Fashion shoppers are increasingly dressing themselves through screens, and the numbers make that shift unmistakable. In the U.S., the average online fashion spend is over $220, the highest anywhere in the world, followed by the UAE at $175 and Latvia at $146. With 20.9% of global fashion sales now happening online, digital storefronts have cemented themselves as the industry’s most powerful runway. In the United States, 20.7% of consumers say they prefer to buy fashion online, a share that’s grown steadily as convenience, discounts, and fast delivery outpace the appeal of dressing rooms.
Behind the Digital Runway
Fashion e-commerce has quietly grown into one of the largest slices of the retail economy, accounting for nearly 20% of all online retail sales in the U.S. By next year, revenue from online apparel, footwear, and accessories is expected to hit $159 billion; a figure projected to climb to more than $219 billion in sales by 2029. Amazon remains the most dominant digital mall in the country, capturing the majority of online fashion traffic. Analysts estimate the U.S. fashion e-commerce market will reach roughly $144.97 billion in 2025 and more than double to $336 billion by 2032, growing at a brisk 12.8% annually.
This growth also fuels AI integration across the fashion sector. Rising expectations for personalized experiences and data-driven design are pushing the AI in the market toward an estimated USD 60 billion valuation by 2034, at CAGR of 39.12%.
Apparel remains the heavyweight, holding about 25% of the market thanks to flexible return policies and the irresistible logic of trying on half a closet without leaving home.

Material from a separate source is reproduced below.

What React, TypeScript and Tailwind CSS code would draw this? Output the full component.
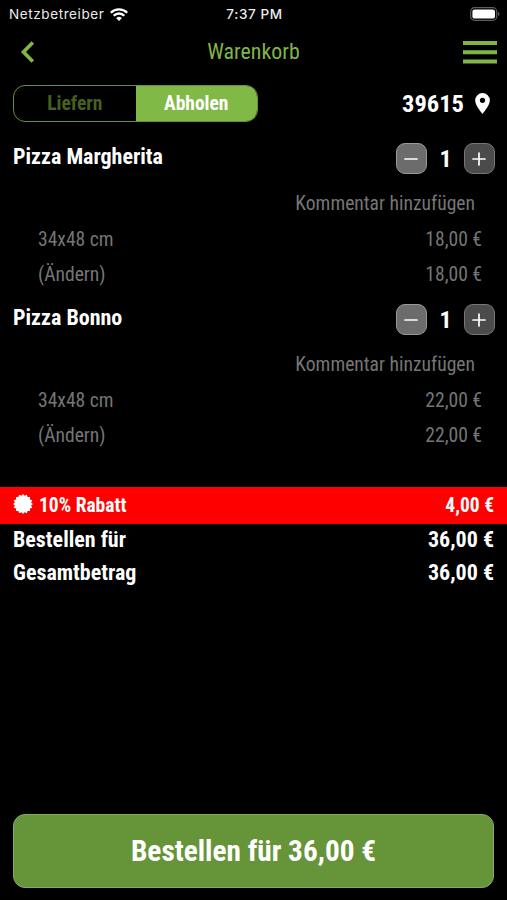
import type { ReactNode } from 'react';

interface CartItem {
  name: string;
  size: string;
  quantity: number;
  price: string;
}

interface SummaryRowProps {
  label: string;
  value: string;
}

interface QuantityButtonProps {
  label: string;
  className: string;
  children: ReactNode;
}

const items: CartItem[] = [
  { name: 'Pizza Margherita', size: '34x48 cm', quantity: 1, price: '18,00 €' },
  { name: 'Pizza Bonno', size: '34x48 cm', quantity: 1, price: '22,00 €' },
];

export default function App() {
  return (
    <div className="flex h-[900px] w-[507px] flex-col overflow-hidden bg-black font-['Roboto_Condensed',Roboto,sans-serif] text-white font-stretch-75%">
      <StatusBar />
      <Header />
      <DeliveryRow />
      <main className="flex-1">
        {items.map((item) => (
          <CartEntry key={item.name} item={item} />
        ))}
        <div className="mt-[43px] flex h-[37px] items-center justify-between bg-[#ff0000] px-[13px] text-[19.5px] font-bold">
          <span className="flex items-center gap-[6px]">
            <BadgeIcon />
            10% Rabatt
          </span>
          <span>4,00 €</span>
        </div>
        <div className="-mt-px">
          <SummaryRow label="Bestellen für" value="36,00 €" />
          <SummaryRow label="Gesamtbetrag" value="36,00 €" />
        </div>
      </main>
      <footer className="px-[13px] pb-3">
        <button className="flex h-[74px] w-full items-center justify-center rounded-[12px] border border-[#85ac62] bg-[#669438] pt-0.5 text-[29.3px] font-bold">
          Bestellen für 36,00 €
        </button>
      </footer>
    </div>
  );
}

function StatusBar() {
  return (
    <div className="grid h-7 grid-cols-3 items-center pr-[7px] pl-[9px] font-[Inter,sans-serif] text-[13.5px] tracking-[0.6px] text-[#ececec] font-stretch-100%">
      <div className="flex items-center gap-[6px]">
        Netzbetreiber
        <WifiIcon />
      </div>
      <span className="text-center font-medium">7:37 PM</span>
      <div className="flex justify-end">
        <BatteryIcon />
      </div>
    </div>
  );
}

function Header() {
  return (
    <header className="grid h-12 grid-cols-3 items-center px-[10px] text-[#80b547]">
      <svg className="ml-[10px]" width="15" height="24" viewBox="0 0 15 24" fill="none" stroke="currentColor" strokeWidth="3.7">
        <path d="M12.8 2.5 3.5 12l9.3 9.5" />
      </svg>
      <h1 className="text-center text-[21.9px]">Warenkorb</h1>
      <svg className="justify-self-end" width="34" height="23" viewBox="0 0 34 23" fill="currentColor">
        <path d="M0 0h34v4H0zM0 9.3h34v4H0zM0 18.6h34v4H0z" />
      </svg>
    </header>
  );
}

function DeliveryRow() {
  return (
    <div className="mt-[9px] flex h-[37px] items-center justify-between pr-[17px] pl-[13px]">
      <div className="flex h-full w-[245px] overflow-hidden rounded-[12px] border-[1.5px] border-[#659239] text-[19.5px] font-bold">
        <button className="flex-1 text-[#456020]">Liefern</button>
        <button className="flex-1 bg-[#80b946] text-white">Abholen</button>
      </div>
      <div className="flex items-center gap-[11px] text-[24.5px] font-bold">
        <span className="pt-0.5">39615</span>
        <svg width="15" height="21" viewBox="0 0 14 20" fill="currentColor">
          <path
            fillRule="evenodd"
            d="M7 0a7 7 0 0 0-7 7c0 5.2 7 13 7 13s7-7.8 7-13a7 7 0 0 0-7-7Zm0 9.5a2.5 2.5 0 1 1 0-5 2.5 2.5 0 0 1 0 5Z"
          />
        </svg>
      </div>
    </div>
  );
}

function CartEntry({ item }: { item: CartItem }) {
  return (
    <section className="h-[161px] pt-4">
      <div className="flex h-[41px] items-center justify-between pr-[12px] pl-[13px]">
        <h2 className="-mt-1 text-[22px] font-bold">{item.name}</h2>
        <div className="flex items-center">
          <QuantityButton label="Weniger" className="border-[#999] bg-[#6c6c6c]">
            <path d="M1 7h12" />
          </QuantityButton>
          <span className="w-[37px] text-center text-[24px] font-bold">{item.quantity}</span>
          <QuantityButton label="Mehr" className="border-[#777] bg-[#4b4b4b]">
            <path d="M1 7h12M7 1v12" />
          </QuantityButton>
        </div>
      </div>
      <div className="pt-[7px] pr-[25px] pl-[38px] text-[19.6px] leading-[35.5px] text-[#757575]">
        <p className="mr-[7px] text-right">Kommentar hinzufügen</p>
        <div className="flex justify-between">
          <span>{item.size}</span>
          <span>{item.price}</span>
        </div>
        <div className="flex justify-between">
          <span>(Ändern)</span>
          <span>{item.price}</span>
        </div>
      </div>
    </section>
  );
}

function QuantityButton({ label, className, children }: QuantityButtonProps) {
  return (
    <button
      aria-label={label}
      className={`flex size-[31px] items-center justify-center rounded-[9px] border pr-px ${className}`}
    >
      <svg width="14" height="14" viewBox="0 0 14 14" stroke="white" strokeWidth="1.7" strokeLinecap="round">
        {children}
      </svg>
    </button>
  );
}

function SummaryRow({ label, value }: SummaryRowProps) {
  return (
    <div className="flex h-[33px] items-center justify-between px-[13px] text-[22px] font-bold">
      <span>{label}</span>
      <span>{value}</span>
    </div>
  );
}

// Sixteen-point seal, points alternate between two radii
function BadgeIcon() {
  const points = Array.from({ length: 32 }, (_, i) => {
    const angle = (i * Math.PI) / 16;
    const radius = i % 2 === 0 ? 10 : 8.3;
    return `${10 + radius * Math.cos(angle)},${10 + radius * Math.sin(angle)}`;
  }).join(' ');

  return (
    <svg className="-mt-1" width="20" height="20" viewBox="0 0 20 20" fill="currentColor">
      <polygon points={points} />
    </svg>
  );
}

function WifiIcon() {
  return (
    <svg width="18" height="13" viewBox="0 0 18 13" fill="none" stroke="white" strokeWidth="2.3">
      <path d="M0.8 4.8a11.6 11.6 0 0 1 16.4 0M3.7 7.7a7.5 7.5 0 0 1 10.6 0" />
      <path d="M9 13 6.2 10.2a4 4 0 0 1 5.6 0Z" fill="white" stroke="none" />
    </svg>
  );
}

function BatteryIcon() {
  return (
    <svg width="30" height="14" viewBox="0 0 30 14" fill="none">
      <rect x="0.7" y="0.7" width="26" height="12.6" rx="3.8" stroke="#5e5e5e" strokeWidth="1.2" />
      <rect x="2.4" y="2.4" width="22.6" height="9.2" rx="2.2" fill="white" />
      <path d="M28 4.8c2 .8 2 3.6 0 4.4Z" fill="#5e5e5e" />
    </svg>
  );
}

The bigger question is who or what is powering this growth. AI now sits at the center of the fashion pipeline, from product search and recommendation to automated styling and increasingly, the production of digital fashion content.
Augmented reality has become the new favorite tool in the industry. Though AR has existed for years, its adoption in fashion is still relatively new. Retailers rely on it not just to entertain but to make shopping feel more tangible. Deloitte reports that 71% of shoppers would buy more often if they could use AR, and 40% would even pay more if they could test a product virtually. The technology delivers something e-commerce has always struggled with confidence.

A new kind of Window Shopping
Burberry has been one of the boldest early adopters. The brand’s partnership with Google allowed shoppers to view items in detailed 3D, blending the store experience directly into the browser. The experiment broadened Burberry’s reach, strengthened its digital luxury presence, and gave customers a clearer picture of what they were buying.
Along with AR is AI, helping visual try-ons push the boundary even further. Perplexity recently launched a virtual try-on tool that builds a digital twin from a user’s photos and shows them wearing real clothing pulled from online stores.
Meet the new model
This shift has also spilled into fashion’s most visible arena i.e., modelling. AI-generated models have moved from fringe experiments to full campaigns. Precedence Research predicts the AI fashion market will reach $60 billion by 2034, growing nearly 40% every year. This summer, Vogue featured a Guess advertisement with a flawless blonde model, who turned out to be entirely AI-generated. It was the magazine’s first encounter with an AI-created face, and the reaction was split among public with some arguing the move felt “lazy and cheap."
The concerns are not new. In 2020, model and tech founder Sinéad Bovell wrote that AI would eventually take her job, questioning how consent and likeness would be regulated once models’ images are fed into training systems. Her warning rings louder now.
Yet a parallel movement has emerged. Some models are choosing to create digital clones of themselves, licensing their replicas through platforms like Kartel.ai. The digital versions gives models the ability to “be” in multiple shoots simultaneously without travel, makeup, or the unpredictability of a studio day. The hope is that these clones become a supplemental income stream, not a replacement.
The challenge, as always, is balance. For brands, AI reduces production costs and speeds up campaigns. For models, it offers new revenue but also raises the fear that once a digital replica exists, it could eventually overshadow the human behind it. Fashion is building a future where shoppers, products, and even models can all exist digitally. Whether this becomes a more inclusive version of the industry or a more synthetic one will depend on how regulation, compensation, and creativity evolve. What’s clear is that fashion’s next chapter lives at the intersection of e-commerce, AI, and the kind of tech that’s rewriting how we shop in the first place.